APMA 920 - Numerical Linear Algebra (4)

Conditioning and stability of numerical methods for the solution of linear systems, direct factorization and iterative methods, least squares, and eigenvalue problems. Applications and mathematical software.

APMA 922 - Numerical Solution of Partial Differential Equations (4)

Analysis and application of numerical methods for solving partial differential equations. Potential topics include finite difference methods, spectral methods, finite element methods, and multi-level/multi-grid methods.

and one of

APMA 930 - Computational Fluid Dynamics (4)

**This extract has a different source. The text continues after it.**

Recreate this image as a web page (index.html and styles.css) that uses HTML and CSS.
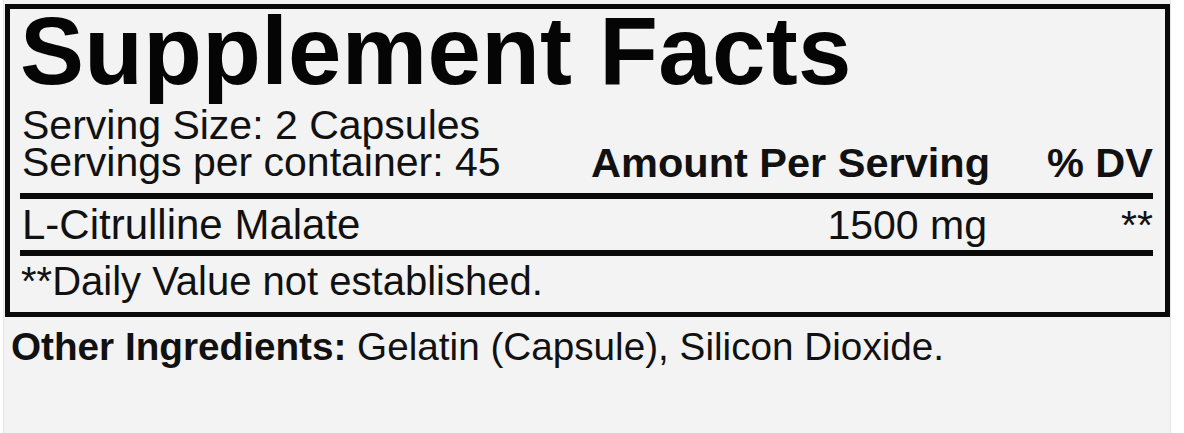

Basic equations governing compressible and incompressible fluid mechanics. Finite difference and finite volume schemes for hyperbolic, elliptic, and parabolic partial differential equations. Practical applications in low Reynolds number flow, high-speed gas dynamics, and porous media flow. Software design and use of public-domain codes. Students with credit for MATH 930 may not complete this course for further credit.

Section Instructor Day/Time Location
John Stockie
Jan 3 – Apr 8, 2019: Tue, Thu, 2:30–4:20 p.m.
Burnaby
APMA 935 - Analysis and Computation of Models (4)

Analysis of models from the natural and applied sciences via analytical, asymptotic and numerical studies of ordinary and partial differential equations.

and at least one other course from the above course lists that has not already been completed

and an additional eight graduate units.

Thesis Option

In addition to the core course requirements, the student should complete a satisfactory thesis normally involving a significant computational component, which is submitted and defended at an oral examination.

Project Option

In addition to the core course requirements, the student completes a further 4 units of graduate coursework. The student should also complete a project that normally involves a significant computational component, and requires a project report and a final presentation. The project component should normally be completed within one term, during which the student should register in MATH 880-6.

Academic Requirements within the Graduate General Regulations

All graduate students must satisfy the academic requirements that are specified in the Graduate General Regulations, as well as the specific requirements for the program in which they are enrolled.